▶ STORED RECORDS
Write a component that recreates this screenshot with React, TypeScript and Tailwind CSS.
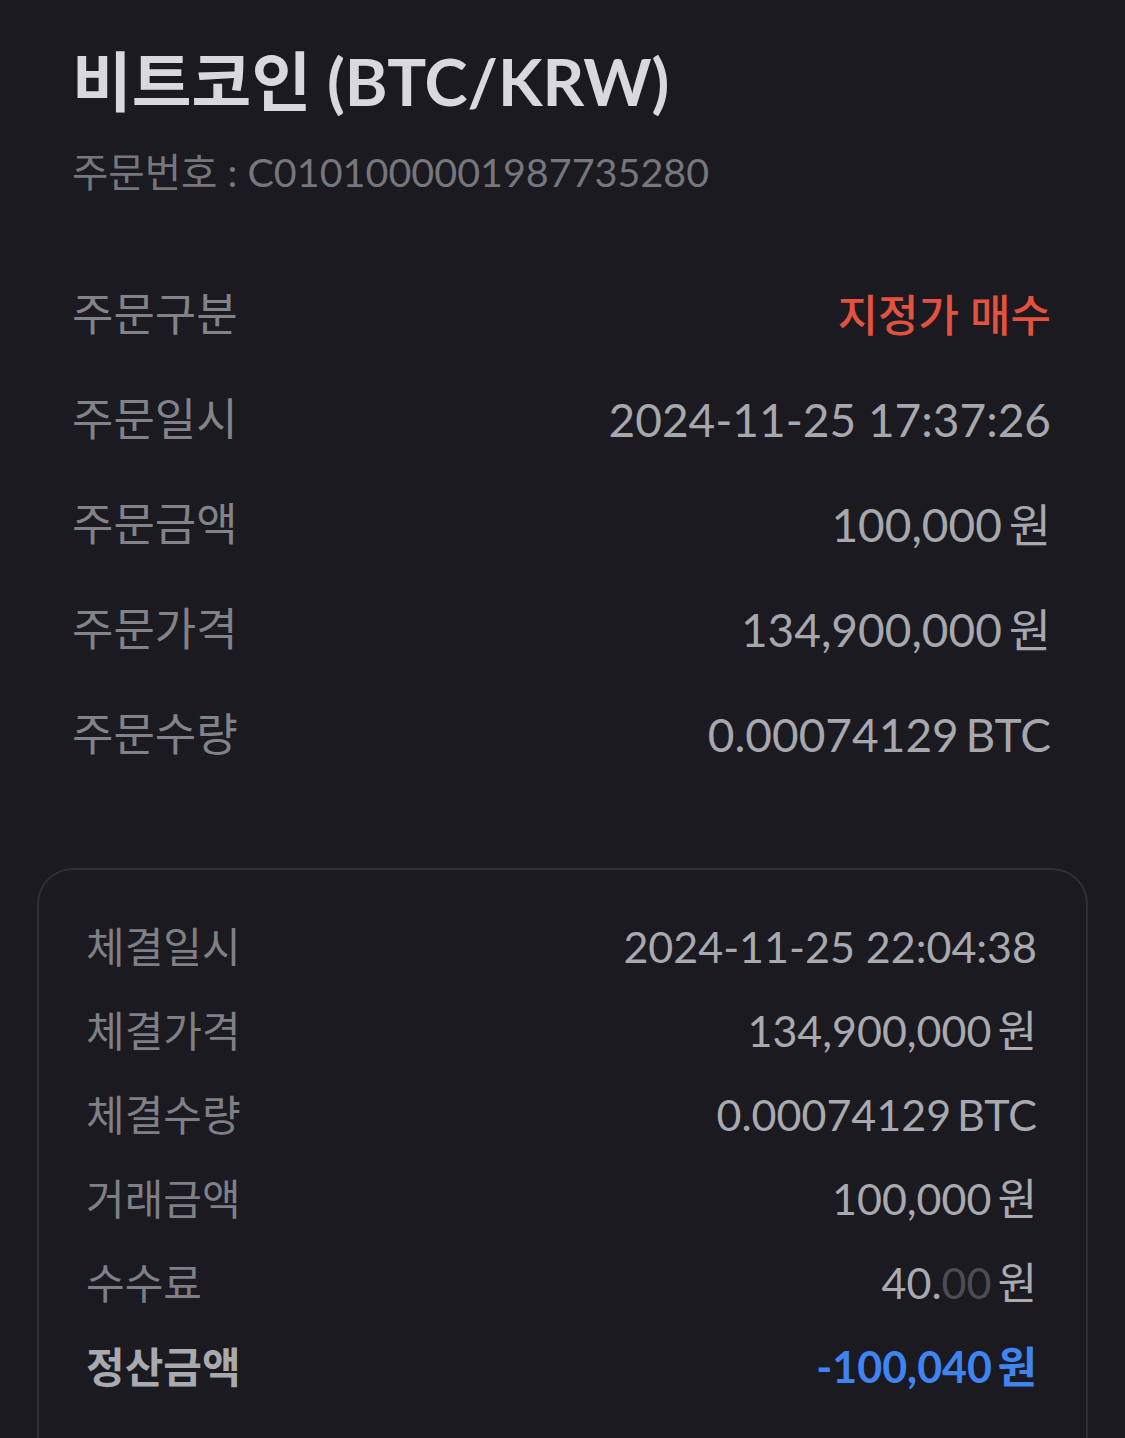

* * *

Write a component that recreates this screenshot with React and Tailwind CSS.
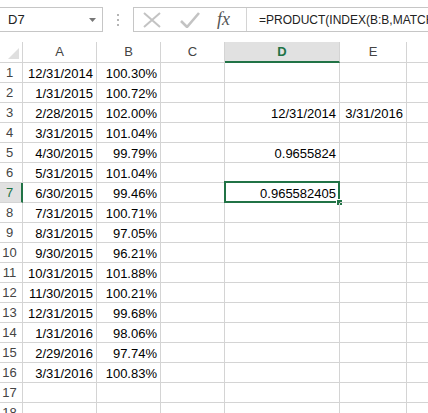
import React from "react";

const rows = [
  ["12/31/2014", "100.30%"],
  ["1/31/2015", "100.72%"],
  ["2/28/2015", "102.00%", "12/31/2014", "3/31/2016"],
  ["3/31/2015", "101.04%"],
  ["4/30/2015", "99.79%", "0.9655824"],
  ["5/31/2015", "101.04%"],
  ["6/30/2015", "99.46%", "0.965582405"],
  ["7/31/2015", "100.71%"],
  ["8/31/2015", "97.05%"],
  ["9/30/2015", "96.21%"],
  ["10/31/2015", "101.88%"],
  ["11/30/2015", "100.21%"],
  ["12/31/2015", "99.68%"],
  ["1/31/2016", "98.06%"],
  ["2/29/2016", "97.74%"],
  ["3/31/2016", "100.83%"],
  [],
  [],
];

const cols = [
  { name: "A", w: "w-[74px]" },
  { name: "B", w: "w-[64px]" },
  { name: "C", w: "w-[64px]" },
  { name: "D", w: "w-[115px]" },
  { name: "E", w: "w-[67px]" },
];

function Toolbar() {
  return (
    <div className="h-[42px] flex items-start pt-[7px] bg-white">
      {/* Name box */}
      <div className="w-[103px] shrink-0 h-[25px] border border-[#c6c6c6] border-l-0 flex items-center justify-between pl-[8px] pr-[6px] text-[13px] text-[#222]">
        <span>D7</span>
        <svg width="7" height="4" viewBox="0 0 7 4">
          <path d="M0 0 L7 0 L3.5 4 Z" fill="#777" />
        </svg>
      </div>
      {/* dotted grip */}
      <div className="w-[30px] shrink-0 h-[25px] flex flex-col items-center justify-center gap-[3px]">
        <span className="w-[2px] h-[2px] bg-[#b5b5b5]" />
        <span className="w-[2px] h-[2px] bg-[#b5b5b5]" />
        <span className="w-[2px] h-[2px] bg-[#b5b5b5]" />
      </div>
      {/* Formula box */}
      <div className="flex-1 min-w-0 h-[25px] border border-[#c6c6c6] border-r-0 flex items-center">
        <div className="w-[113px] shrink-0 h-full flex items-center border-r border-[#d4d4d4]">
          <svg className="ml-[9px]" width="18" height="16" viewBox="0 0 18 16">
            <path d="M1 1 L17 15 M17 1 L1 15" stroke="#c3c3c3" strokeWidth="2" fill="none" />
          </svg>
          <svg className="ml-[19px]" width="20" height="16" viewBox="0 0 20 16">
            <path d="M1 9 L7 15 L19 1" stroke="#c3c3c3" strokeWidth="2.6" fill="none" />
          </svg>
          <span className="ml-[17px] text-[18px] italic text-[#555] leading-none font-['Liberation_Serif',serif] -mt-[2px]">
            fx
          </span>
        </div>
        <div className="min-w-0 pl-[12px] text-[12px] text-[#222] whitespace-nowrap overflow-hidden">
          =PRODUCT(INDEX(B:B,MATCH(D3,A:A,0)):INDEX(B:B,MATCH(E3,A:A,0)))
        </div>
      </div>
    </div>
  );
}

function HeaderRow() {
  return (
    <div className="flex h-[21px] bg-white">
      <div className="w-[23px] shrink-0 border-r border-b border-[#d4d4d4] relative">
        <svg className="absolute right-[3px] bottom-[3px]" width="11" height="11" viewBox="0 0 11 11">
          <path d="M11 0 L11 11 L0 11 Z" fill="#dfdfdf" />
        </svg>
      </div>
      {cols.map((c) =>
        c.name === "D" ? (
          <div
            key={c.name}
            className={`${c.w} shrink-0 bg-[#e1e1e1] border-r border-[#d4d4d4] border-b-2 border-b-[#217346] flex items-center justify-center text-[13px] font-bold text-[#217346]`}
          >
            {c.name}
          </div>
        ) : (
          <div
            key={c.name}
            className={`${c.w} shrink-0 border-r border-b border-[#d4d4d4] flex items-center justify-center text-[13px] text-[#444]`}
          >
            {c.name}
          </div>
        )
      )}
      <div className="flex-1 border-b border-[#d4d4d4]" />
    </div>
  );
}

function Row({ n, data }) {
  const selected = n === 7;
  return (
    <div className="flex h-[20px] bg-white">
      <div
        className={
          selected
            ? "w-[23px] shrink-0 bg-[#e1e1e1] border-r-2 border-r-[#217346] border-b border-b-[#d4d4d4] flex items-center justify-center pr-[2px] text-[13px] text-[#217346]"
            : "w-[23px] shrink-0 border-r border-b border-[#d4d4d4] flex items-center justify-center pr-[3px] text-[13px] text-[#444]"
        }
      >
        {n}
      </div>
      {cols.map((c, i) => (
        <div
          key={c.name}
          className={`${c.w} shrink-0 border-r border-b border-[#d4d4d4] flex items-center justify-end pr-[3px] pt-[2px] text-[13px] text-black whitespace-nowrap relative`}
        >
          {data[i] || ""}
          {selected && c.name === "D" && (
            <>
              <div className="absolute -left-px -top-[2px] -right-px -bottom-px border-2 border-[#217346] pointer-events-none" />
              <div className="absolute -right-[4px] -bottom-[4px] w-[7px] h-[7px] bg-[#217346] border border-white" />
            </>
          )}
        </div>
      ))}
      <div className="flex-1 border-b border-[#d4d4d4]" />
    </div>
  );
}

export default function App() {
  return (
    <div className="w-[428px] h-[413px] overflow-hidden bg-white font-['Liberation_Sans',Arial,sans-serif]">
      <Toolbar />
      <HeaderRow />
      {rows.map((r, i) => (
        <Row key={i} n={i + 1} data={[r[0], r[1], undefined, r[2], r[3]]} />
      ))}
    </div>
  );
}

▶ GIVEN EXERCISE
Leave the pictures aside and restate exactly the lines from the one containing "Write a component that recreates this screenshot with React and" to the one containing "import React from", those two lines included.

▶ EXERCISE ANSWER
Write a component that recreates this screenshot with React and Tailwind CSS.
import React from "react";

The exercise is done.